Given exercise:
Go from the first line to the line with "<Title>Vulnerability: Stored Cross" and return those lines verbatim, ends included.

(begin)

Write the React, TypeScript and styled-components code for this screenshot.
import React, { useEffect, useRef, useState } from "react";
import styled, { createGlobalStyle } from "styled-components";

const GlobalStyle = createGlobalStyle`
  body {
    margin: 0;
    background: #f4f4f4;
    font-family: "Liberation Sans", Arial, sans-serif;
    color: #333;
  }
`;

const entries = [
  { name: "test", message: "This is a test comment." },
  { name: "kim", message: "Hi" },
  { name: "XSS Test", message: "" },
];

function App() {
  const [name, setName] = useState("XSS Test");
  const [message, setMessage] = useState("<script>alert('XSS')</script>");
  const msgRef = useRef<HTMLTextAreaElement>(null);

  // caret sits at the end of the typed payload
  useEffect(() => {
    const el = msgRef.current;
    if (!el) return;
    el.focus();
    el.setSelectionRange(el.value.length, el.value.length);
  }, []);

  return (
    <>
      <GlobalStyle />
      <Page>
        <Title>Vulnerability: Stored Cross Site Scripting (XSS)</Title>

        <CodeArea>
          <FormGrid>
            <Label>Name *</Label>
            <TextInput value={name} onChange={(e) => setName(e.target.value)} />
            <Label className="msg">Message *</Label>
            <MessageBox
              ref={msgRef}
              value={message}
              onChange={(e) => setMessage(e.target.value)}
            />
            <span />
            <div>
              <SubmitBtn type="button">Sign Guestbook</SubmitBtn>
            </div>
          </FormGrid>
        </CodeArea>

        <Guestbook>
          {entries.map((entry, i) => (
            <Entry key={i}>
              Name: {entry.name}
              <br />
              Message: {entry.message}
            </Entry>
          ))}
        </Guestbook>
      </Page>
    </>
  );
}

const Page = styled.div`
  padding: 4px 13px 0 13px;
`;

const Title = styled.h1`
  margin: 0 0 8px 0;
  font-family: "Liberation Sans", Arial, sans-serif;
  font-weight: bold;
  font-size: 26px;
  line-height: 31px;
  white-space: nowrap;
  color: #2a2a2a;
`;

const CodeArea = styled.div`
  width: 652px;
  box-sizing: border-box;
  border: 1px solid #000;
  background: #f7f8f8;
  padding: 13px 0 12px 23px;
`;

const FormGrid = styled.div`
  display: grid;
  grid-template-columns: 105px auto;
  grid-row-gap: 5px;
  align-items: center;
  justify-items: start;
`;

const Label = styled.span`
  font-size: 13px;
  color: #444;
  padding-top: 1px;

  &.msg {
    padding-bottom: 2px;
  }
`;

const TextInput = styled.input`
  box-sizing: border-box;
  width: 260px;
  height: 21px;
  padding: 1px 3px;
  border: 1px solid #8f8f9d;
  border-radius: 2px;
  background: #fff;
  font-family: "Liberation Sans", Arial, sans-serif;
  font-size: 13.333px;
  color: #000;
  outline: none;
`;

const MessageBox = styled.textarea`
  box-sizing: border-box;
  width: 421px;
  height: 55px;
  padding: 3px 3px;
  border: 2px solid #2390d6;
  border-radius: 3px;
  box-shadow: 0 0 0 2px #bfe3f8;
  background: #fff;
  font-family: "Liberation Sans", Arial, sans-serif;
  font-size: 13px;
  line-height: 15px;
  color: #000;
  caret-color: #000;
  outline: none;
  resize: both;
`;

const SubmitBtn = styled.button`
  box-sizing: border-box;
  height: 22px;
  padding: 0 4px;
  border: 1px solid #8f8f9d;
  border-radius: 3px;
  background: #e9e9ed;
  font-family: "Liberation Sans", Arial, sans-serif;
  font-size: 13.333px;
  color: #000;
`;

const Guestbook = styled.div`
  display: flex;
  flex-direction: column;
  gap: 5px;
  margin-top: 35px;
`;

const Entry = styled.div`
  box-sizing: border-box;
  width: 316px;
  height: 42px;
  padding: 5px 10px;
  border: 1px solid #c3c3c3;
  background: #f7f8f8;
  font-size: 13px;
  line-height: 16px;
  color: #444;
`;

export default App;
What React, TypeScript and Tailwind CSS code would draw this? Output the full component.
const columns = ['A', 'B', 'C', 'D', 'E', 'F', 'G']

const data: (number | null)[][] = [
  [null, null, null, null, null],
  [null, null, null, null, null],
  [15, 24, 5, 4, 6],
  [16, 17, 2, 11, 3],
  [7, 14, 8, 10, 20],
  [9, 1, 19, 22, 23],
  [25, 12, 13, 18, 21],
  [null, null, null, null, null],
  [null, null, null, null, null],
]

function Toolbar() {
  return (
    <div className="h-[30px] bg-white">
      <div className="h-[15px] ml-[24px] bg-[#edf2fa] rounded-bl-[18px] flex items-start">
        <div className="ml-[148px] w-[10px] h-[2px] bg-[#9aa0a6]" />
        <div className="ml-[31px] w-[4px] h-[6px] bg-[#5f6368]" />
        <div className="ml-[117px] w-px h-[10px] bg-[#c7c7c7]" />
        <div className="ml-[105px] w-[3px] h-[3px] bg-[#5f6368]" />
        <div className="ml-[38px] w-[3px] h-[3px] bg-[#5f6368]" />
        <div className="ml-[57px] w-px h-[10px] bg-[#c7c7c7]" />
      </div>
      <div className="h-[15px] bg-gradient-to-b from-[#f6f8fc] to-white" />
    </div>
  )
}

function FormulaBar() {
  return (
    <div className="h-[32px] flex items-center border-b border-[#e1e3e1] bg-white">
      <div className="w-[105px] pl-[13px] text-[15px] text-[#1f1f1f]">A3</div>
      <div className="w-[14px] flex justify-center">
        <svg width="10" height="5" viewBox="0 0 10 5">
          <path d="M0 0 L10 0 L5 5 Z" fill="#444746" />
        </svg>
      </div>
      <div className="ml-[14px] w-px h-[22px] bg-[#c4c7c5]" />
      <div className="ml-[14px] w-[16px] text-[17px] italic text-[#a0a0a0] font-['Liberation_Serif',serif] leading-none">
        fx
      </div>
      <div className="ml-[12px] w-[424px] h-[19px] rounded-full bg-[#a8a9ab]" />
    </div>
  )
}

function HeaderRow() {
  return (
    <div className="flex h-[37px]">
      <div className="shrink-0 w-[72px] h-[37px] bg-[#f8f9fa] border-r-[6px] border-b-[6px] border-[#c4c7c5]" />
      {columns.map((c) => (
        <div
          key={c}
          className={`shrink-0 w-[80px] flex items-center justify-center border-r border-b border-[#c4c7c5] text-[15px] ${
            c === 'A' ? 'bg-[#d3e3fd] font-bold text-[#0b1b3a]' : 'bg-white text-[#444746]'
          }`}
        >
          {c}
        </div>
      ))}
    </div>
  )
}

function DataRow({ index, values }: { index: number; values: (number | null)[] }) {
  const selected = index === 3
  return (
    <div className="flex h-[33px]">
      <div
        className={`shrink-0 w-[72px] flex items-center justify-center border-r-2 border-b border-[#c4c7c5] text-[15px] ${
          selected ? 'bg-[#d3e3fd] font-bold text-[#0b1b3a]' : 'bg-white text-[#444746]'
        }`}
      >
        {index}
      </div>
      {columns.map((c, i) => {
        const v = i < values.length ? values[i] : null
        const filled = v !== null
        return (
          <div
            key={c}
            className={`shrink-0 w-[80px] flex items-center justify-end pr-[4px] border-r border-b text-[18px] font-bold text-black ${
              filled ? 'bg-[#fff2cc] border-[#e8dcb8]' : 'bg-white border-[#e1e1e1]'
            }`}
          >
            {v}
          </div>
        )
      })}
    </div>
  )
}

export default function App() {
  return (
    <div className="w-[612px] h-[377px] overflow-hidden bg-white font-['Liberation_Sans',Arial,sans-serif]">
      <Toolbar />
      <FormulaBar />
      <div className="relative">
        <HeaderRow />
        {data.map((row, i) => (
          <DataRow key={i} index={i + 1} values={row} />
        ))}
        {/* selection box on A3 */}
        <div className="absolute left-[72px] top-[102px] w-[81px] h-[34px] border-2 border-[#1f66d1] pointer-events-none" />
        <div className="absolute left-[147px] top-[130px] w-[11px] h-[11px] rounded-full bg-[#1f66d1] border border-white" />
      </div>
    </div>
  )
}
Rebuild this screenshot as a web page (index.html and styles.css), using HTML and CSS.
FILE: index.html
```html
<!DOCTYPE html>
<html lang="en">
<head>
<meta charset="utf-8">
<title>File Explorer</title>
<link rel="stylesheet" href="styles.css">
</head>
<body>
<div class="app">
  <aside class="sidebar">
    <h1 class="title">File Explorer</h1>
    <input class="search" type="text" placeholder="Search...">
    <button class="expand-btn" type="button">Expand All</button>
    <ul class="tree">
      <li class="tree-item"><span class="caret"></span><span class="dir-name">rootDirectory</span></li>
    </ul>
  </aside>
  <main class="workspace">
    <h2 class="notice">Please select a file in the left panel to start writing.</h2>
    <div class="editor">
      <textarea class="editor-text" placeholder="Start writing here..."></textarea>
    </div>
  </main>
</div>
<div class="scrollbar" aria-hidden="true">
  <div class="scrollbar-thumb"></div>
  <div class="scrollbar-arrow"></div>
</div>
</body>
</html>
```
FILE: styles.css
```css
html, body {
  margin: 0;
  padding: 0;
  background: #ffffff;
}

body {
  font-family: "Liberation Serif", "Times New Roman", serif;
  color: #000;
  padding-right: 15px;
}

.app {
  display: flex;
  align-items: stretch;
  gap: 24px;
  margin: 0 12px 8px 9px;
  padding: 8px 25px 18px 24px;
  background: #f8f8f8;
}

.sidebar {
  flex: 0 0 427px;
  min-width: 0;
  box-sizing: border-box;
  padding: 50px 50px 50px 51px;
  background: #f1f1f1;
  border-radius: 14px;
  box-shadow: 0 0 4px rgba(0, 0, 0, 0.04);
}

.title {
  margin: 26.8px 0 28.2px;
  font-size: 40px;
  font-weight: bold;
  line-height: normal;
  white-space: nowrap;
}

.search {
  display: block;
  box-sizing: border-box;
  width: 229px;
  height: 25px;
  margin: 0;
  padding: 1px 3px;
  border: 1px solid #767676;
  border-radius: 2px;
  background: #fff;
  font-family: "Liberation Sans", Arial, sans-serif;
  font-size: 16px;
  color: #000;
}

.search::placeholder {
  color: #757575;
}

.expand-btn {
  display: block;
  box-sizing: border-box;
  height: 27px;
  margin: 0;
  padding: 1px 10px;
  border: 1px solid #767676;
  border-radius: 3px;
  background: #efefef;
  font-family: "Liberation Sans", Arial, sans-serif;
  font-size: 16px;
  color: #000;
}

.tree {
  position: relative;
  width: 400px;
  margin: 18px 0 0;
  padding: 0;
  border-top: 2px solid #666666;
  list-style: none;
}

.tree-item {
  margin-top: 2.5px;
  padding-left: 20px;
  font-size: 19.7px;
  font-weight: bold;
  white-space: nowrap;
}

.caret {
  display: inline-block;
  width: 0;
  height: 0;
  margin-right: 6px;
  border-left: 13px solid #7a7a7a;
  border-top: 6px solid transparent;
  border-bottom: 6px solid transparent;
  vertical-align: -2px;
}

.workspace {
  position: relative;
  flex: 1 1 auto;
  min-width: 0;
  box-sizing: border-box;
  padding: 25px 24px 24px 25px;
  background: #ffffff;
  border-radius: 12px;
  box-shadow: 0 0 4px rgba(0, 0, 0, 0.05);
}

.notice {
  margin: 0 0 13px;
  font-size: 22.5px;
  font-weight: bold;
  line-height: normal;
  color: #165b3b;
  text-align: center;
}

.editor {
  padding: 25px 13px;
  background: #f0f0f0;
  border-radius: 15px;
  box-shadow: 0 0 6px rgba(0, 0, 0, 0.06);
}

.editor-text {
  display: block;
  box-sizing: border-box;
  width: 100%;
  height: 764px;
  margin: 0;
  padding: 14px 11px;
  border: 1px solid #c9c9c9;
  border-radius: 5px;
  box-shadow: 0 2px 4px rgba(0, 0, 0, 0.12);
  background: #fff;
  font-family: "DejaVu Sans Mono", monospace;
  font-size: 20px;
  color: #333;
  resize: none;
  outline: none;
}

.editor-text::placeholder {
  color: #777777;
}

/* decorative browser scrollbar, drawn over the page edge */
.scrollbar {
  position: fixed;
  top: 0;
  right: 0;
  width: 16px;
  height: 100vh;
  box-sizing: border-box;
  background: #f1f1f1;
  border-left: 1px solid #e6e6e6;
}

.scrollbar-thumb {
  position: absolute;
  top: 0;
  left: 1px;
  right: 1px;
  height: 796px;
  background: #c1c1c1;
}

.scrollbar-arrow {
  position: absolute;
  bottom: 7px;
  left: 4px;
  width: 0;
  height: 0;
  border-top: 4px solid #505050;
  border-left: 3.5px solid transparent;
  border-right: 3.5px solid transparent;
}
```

(end)

Complete response:
Write the React, TypeScript and styled-components code for this screenshot.
import React, { useEffect, useRef, useState } from "react";
import styled, { createGlobalStyle } from "styled-components";

const GlobalStyle = createGlobalStyle`
  body {
    margin: 0;
    background: #f4f4f4;
    font-family: "Liberation Sans", Arial, sans-serif;
    color: #333;
  }
`;

const entries = [
  { name: "test", message: "This is a test comment." },
  { name: "kim", message: "Hi" },
  { name: "XSS Test", message: "" },
];

function App() {
  const [name, setName] = useState("XSS Test");
  const [message, setMessage] = useState("<script>alert('XSS')</script>");
  const msgRef = useRef<HTMLTextAreaElement>(null);

  // caret sits at the end of the typed payload
  useEffect(() => {
    const el = msgRef.current;
    if (!el) return;
    el.focus();
    el.setSelectionRange(el.value.length, el.value.length);
  }, []);

  return (
    <>
      <GlobalStyle />
      <Page>
        <Title>Vulnerability: Stored Cross Site Scripting (XSS)</Title>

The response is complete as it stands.